Sesame Street Stalker
by Mr. Tinkertrain
A child is in the hospital and a man is on the run tonight after an altercation in a “K” Street Mall bathroom. In a sworn statement a passerby, name undisclosed, told the Special Victims Unit that he heard a boy scream out, “Help! Help! This isn’t my daddy!” Running in, he found the boy seconds later, shirt torn off, genitalia exposed, and beaten within an inch of his life. The deviant got away after flinging the limp body at the citizen hero. The boy confirmed the story from intensive care. A warrant is out for the arrest of a man resembling Michael of Clan Nosferatu.

Demon Hunter Akira
by Tyler D. Harpy
It wasn’t a dark and stormy night. A demon that found residency in Sacramento, which now starting to resemble Hell, decided to kidnap Iron Hand {he needed a bitch} and a Fae friend of Dot {he was not a smart demon}. Well Dot was not going stand for her friend to be kidnapped. In a frenzy flurry of competence she had her posse`. Riding in her vehicle was Dot of Malkav, Shredder of Gangrel, Dr. Collins of Malkav, and Harvey the White Rabbit. In the Galt Taxi {only taxicab in Galt} was Tyler of Malkav, Crimson Chaos of Malkav, Alexis of Ventrue, and William {I like that name} of Ventrue.
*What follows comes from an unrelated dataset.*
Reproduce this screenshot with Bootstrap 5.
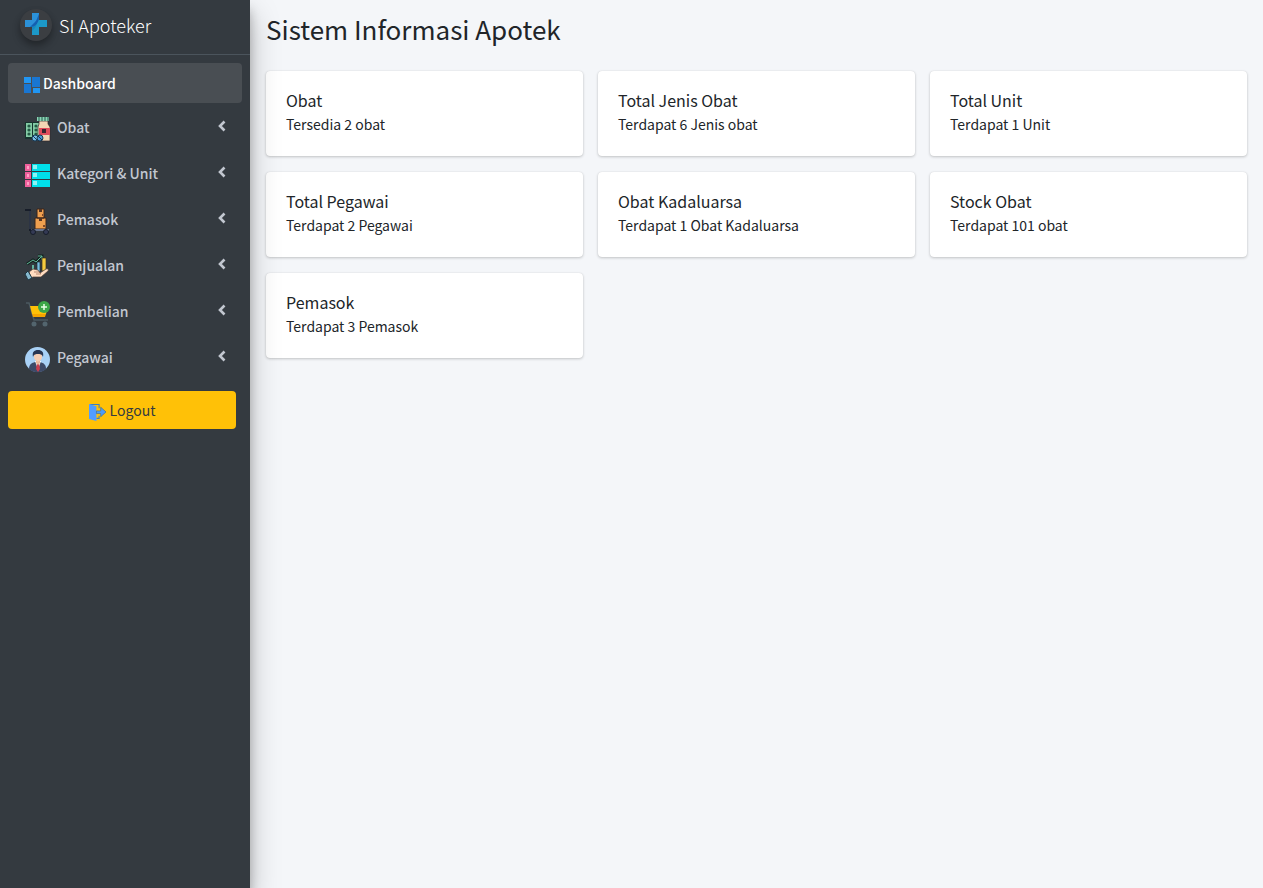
<!DOCTYPE html>
<html lang="id">
<head>
<meta charset="utf-8">
<meta name="viewport" content="width=device-width, initial-scale=1">
<title>Sistem Informasi Apotek</title>
<link href="https://cdn.jsdelivr.net/npm/bootstrap@5.3.0/dist/css/bootstrap.min.css" rel="stylesheet">
<style>
  body { background: #f4f6f9; color: #212529; font-family: "Source Sans Pro", "Noto Sans CJK JP", "Noto Sans", sans-serif; font-size: 14px; line-height: 24px; }
  .sidebar { width: 250px; background: #343a40; box-shadow: 0 14px 28px rgba(0,0,0,.25), 0 10px 10px rgba(0,0,0,.22); z-index: 2; }
  .brand { height: 55px; padding: 0 20px 4px; border-bottom: 1px solid #4b545c; color: rgba(255,255,255,.8); font-size: 18px; font-weight: 300; }
  .brand:hover { color: #fff; }
  .brand-logo { width: 32px; height: 32px; border-radius: 50%; background: #3b3e42; box-shadow: 0 3px 6px rgba(0,0,0,.16), 0 5px 9px rgba(0,0,0,.23); margin-right: 7px; }
  .side-nav { gap: 4px; padding: 8px 8px 0; }
  .side-nav .nav-link { height: 42px; padding: 0 16px 2px; border-radius: 4px; color: #c2c7d0; font-weight: 500; font-size: 14px; }
  .side-nav .nav-link.active { height: 40px; padding-bottom: 0; background: #494e53; color: #fff; }
  .side-nav .nav-link:hover { color: #fff; }
  .item-icon { width: 27px; height: 27px; margin: 4px 6px 0 0; flex: none; }
  .dash-icon { margin: 4px 3px 0 0; }
  .arrow { width: 8px; height: 12px; margin: 0 0 2px auto; }
  .logout { margin: 12px 14px 0 8px; height: 38px; padding: 0; border-radius: 4px; background: #ffc107; color: #343a40; font-size: 14px; }
  .page-title { font-size: 26px; line-height: 32px; font-weight: 400; margin: 0; padding: 13px 0 26px; }
  .stats { display: grid; grid-template-columns: repeat(3, minmax(0, 1fr)); gap: 16px 15px; }
  .stats .card { border: 0; border-radius: 4px; box-shadow: 0 0 1px rgba(0,0,0,.125), 0 1px 3px rgba(0,0,0,.2); }
  .stats .card-body { padding: 17px 20px 20px; color: #212529; }
  .stats h2 { font-size: 16px; line-height: 24px; font-weight: 400; margin: 0; }
  .stats p { margin: 0; }
</style>
</head>
<body>
<div class="d-flex min-vh-100">
  <aside class="sidebar d-flex flex-column flex-shrink-0 position-relative">
    <a href="#" class="brand d-flex align-items-center text-decoration-none">
      <svg class="brand-logo" viewBox="0 0 32 32" aria-hidden="true">
        <path d="M12 4h7v7h8v7h-8v8h-7v-8H5v-7h7z" fill="#1688bd"/>
        <path d="M12 4h7v4c0 7-3 9-9 10H5v-7h7z" fill="#2c91d8"/>
        <path d="M19 5v5c-1 5-4 8-9 8l5-5c2-2 2-4 4-8z" fill="#1460b0"/>
        <path d="M19 11h8v7h-8v8h-7v-4l3-3z" fill="#20a0cc" opacity=".7"/>
      </svg>
      <span>SI Apoteker</span>
    </a>
    <nav class="side-nav nav flex-column flex-nowrap">
      <a class="nav-link active d-flex align-items-center" aria-current="page" href="#">
        <svg width="16" height="16" viewBox="0 0 16 16" class="dash-icon" aria-hidden="true"><path fill="#2196f3" d="M0 0h7v6H0zM9 11h7v5H9z"/><path fill="#1976d2" d="M8 0h8v10H8zM0 7h7v9H0z"/></svg>
        <span>Dashboard</span>
      </a>
      <a class="nav-link d-flex align-items-center" href="#">
        <svg class="item-icon" viewBox="0 0 27 27" aria-hidden="true">
          <path d="M1 6h15v17H1z" fill="#17352e"/>
          <path d="M2 7h6v14H2zM9 7h6v14H9z" fill="#83cba5"/>
          <g fill="#245b45"><circle cx="5" cy="10" r="1.6"/><circle cx="5" cy="14" r="1.6"/><circle cx="5" cy="18" r="1.6"/><circle cx="12" cy="10" r="1.6"/><circle cx="12" cy="14" r="1.6"/><circle cx="12" cy="18" r="1.6"/></g>
          <path d="M15 5h9v3l2 3v14H14V11l1-3z" fill="#f3d6b5" stroke="#302a2b" stroke-width=".7"/>
          <path d="M13 1h12v4H13z" fill="#8bd5b5"/><path d="M15 1v4m3-4v4m3-4v4m3-4v4" stroke="#24594c"/>
          <path d="M15 12h11v7H15z" fill="#df4b5b"/><path d="M18 13h4v4h-4z" fill="#3a2530"/>
          <circle cx="11" cy="22" r="3" fill="#79bfe8" stroke="#183954"/><circle cx="16" cy="22" r="3" fill="#4a97d4" stroke="#183954"/><path d="m9 20 4 4m1-4 4 4" stroke="#183954"/>
        </svg>
        <span>Obat</span><svg class="arrow" viewBox="0 0 8 12" aria-hidden="true"><path d="M6.5 1.5 2 6l4.500 4.500" fill="none" stroke="currentColor" stroke-width="2.600"/></svg>
      </a>
      <a class="nav-link d-flex align-items-center" href="#">
        <svg class="item-icon" viewBox="0 0 27 27" aria-hidden="true">
          <path d="M1 2h6v7H1zM1 10h6v7H1zM1 18h6v7H1z" fill="#ef5f9b"/><path d="M8 2h18v7H8zM8 10h18v7H8zM8 18h18v7H8z" fill="#00dfea"/>
          <path d="M9 3h4v4H9zm0 8h4v4H9zm0 8h4v4H9z" fill="#8cf4f5"/><path d="M3 4h2v3H3zm0 8h2v3H3zm0 8h2v3H3z" fill="#ffa1c5"/>
        </svg>
        <span>Kategori &amp; Unit</span><svg class="arrow" viewBox="0 0 8 12" aria-hidden="true"><path d="M6.500 1.500 2 6l4.500 4.500" fill="none" stroke="currentColor" stroke-width="2.600"/></svg>
      </a>
      <a class="nav-link d-flex align-items-center" href="#">
        <svg class="item-icon" viewBox="0 0 27 27" aria-hidden="true">
          <path d="M1 2h5v20h19" fill="none" stroke="#171d29" stroke-width="2"/><path d="M6 3v18" stroke="#53617c" stroke-width=".7"/>
          <path d="M13 1h7v9h-7zM11 10h11v11H11z" fill="#efa04f" stroke="#38251c"/><path d="M15 1h3v3h-3zM15 10h3v3h-3z" fill="#563522"/><path d="M18 6h1v2h-1zM19 17h2v2h-2z" fill="#824b2b"/>
          <path d="M7 22h18" stroke="#68738c" stroke-width="2"/><circle cx="9" cy="24" r="2.500" fill="#343a55" stroke="#171d29"/><circle cx="22" cy="24" r="2.500" fill="#343a55" stroke="#171d29"/>
        </svg>
        <span>Pemasok</span><svg class="arrow" viewBox="0 0 8 12" aria-hidden="true"><path d="M6.500 1.500 2 6l4.500 4.500" fill="none" stroke="currentColor" stroke-width="2.600"/></svg>
      </a>
      <a class="nav-link d-flex align-items-center" href="#">
        <svg class="item-icon" viewBox="0 0 27 27" aria-hidden="true">
          <path d="m3 10 6-4 3 2 6-6M14 2h4v4" fill="none" stroke="#12241f" stroke-width="3"/><path d="m3 10 6-4 3 2 6-6M14 2h4v4" fill="none" stroke="#64b69a" stroke-width="1"/>
          <path d="M8 11h2v7H8z" fill="#62b5a0"/><path d="M13 8h3v10h-3z" fill="#75bde0" stroke="#203038" stroke-width=".7"/><path d="M18 4h4v13h-4z" fill="#f6cb3f" stroke="#39321c" stroke-width=".7"/>
          <path d="m5 18 4-3 5 1 2 3 6-4c2-1 3 1 2 2l-7 6H9l-2 1z" fill="#ffdcc0" stroke="#4a3c36" stroke-width=".7"/><path d="M10 18h5l2 2h-5" fill="none" stroke="#9b6a54" stroke-width=".7"/>
          <path d="m4 17 4 7-4 2-3-6z" fill="#86b9cf" stroke="#1d3540"/>
        </svg>
        <span>Penjualan</span><svg class="arrow" viewBox="0 0 8 12" aria-hidden="true"><path d="M6.500 1.500 2 6l4.500 4.500" fill="none" stroke="currentColor" stroke-width="2.600"/></svg>
      </a>
      <a class="nav-link d-flex align-items-center" href="#">
        <svg class="item-icon" viewBox="0 0 27 27" aria-hidden="true">
          <path d="M2 3h3l5 17h14" fill="none" stroke="#4b5960" stroke-width="1.500"/><path d="M6 6h18l-2 8H8z" fill="#ffc107"/><path d="M8 14h14l-1 3H9z" fill="#f5a400"/>
          <circle cx="10" cy="24" r="2.500" fill="#53656e"/><circle cx="21" cy="24" r="2.500" fill="#53656e"/><circle cx="20" cy="7" r="6" fill="#3da748"/><path d="M20 4v6m-3-3h6" stroke="#e7ffe5" stroke-width="1.500"/>
        </svg>
        <span>Pembelian</span><svg class="arrow" viewBox="0 0 8 12" aria-hidden="true"><path d="M6.500 1.500 2 6l4.500 4.500" fill="none" stroke="currentColor" stroke-width="2.600"/></svg>
      </a>
      <a class="nav-link d-flex align-items-center" href="#">
        <svg class="item-icon" viewBox="0 0 27 27" aria-hidden="true">
          <circle cx="13.500" cy="13.500" r="12.500" fill="#a9d1f6"/><path d="M5 23c0-5 3-6 6-7h5c4 1 6 3 6 7a12.500 12.500 0 0 1-17 0z" fill="#3d4a68"/>
          <path d="m11 15 3 9 3-9z" fill="#fff"/><path d="M13 17h2l1 6-2 3-2-3z" fill="#c93d4e"/><path d="M12 13h4v4l-2 2-2-2z" fill="#eab79b"/><ellipse cx="14" cy="10.500" rx="4" ry="5" fill="#f6cdb3"/><path d="M9 11c-1-5 1-7 5-7s6 2 5 7c-1-3-3-3-5-3s-4 0-5 3z" fill="#283653"/>
        </svg>
        <span>Pegawai</span><svg class="arrow" viewBox="0 0 8 12" aria-hidden="true"><path d="M6.500 1.500 2 6l4.500 4.500" fill="none" stroke="currentColor" stroke-width="2.600"/></svg>
      </a>
    </nav>
    <button type="button" class="btn logout d-flex align-items-center justify-content-center">
      <svg width="17" height="17" viewBox="0 0 16 16" class="me-1 mt-1" aria-hidden="true"><path d="M1 .5h8.500V4M9.500 11v2.500H7" fill="none" stroke="#397fc5"/><path d="m0 0 7 2v14l-7-2z" fill="#529dff"/><path d="M7 6.500h4V3l5 4.500-5 4.500V9H7z" fill="#4e9cf4" stroke="#35699b" stroke-width=".6"/></svg>
      <span>Logout</span>
    </button>
  </aside>
  <main class="flex-grow-1 px-3 pb-3">
    <h1 class="page-title">Sistem Informasi Apotek</h1>
    <div class="stats">
      <section class="card"><div class="card-body"><h2>Obat</h2><p>Tersedia 2 obat</p></div></section>
      <section class="card"><div class="card-body"><h2>Total Jenis Obat</h2><p>Terdapat 6 Jenis obat</p></div></section>
      <section class="card"><div class="card-body"><h2>Total Unit</h2><p>Terdapat 1 Unit</p></div></section>
      <section class="card"><div class="card-body"><h2>Total Pegawai</h2><p>Terdapat 2 Pegawai</p></div></section>
      <section class="card"><div class="card-body"><h2>Obat Kadaluarsa</h2><p>Terdapat 1 Obat Kadaluarsa</p></div></section>
      <section class="card"><div class="card-body"><h2>Stock Obat</h2><p>Terdapat 101 obat</p></div></section>
      <section class="card"><div class="card-body"><h2>Pemasok</h2><p>Terdapat 3 Pemasok</p></div></section>
    </div>
  </main>
</div>
<script src="https://cdn.jsdelivr.net/npm/bootstrap@5.3.0/dist/js/bootstrap.bundle.min.js"></script>
</body>
</html>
The two cars gave chase while listening to Britney Spears' new release. The demon drove a black sedan but crashed it. Then the idiot remembered he could fly. The chase went out of Sacramento unto a dirt road. The posse` found the entrance to the demon’s den. There was no hesitation. All went into this mini Hell and confronted the demon. There was no time wasted. Demon Hunter Akira lay the smack down with celerity inspired speed. The demon tried to use his bitch as a shield but Shredder pried Iron Hand {got to wonder where he got that name?} from the grip of final death as the Sac harpy lead the ass whuppin’. Demon became goo. Moral of this story is we may be malkavian but we can whip your ass with rubber chickens {and don’t forget the peach preserves}.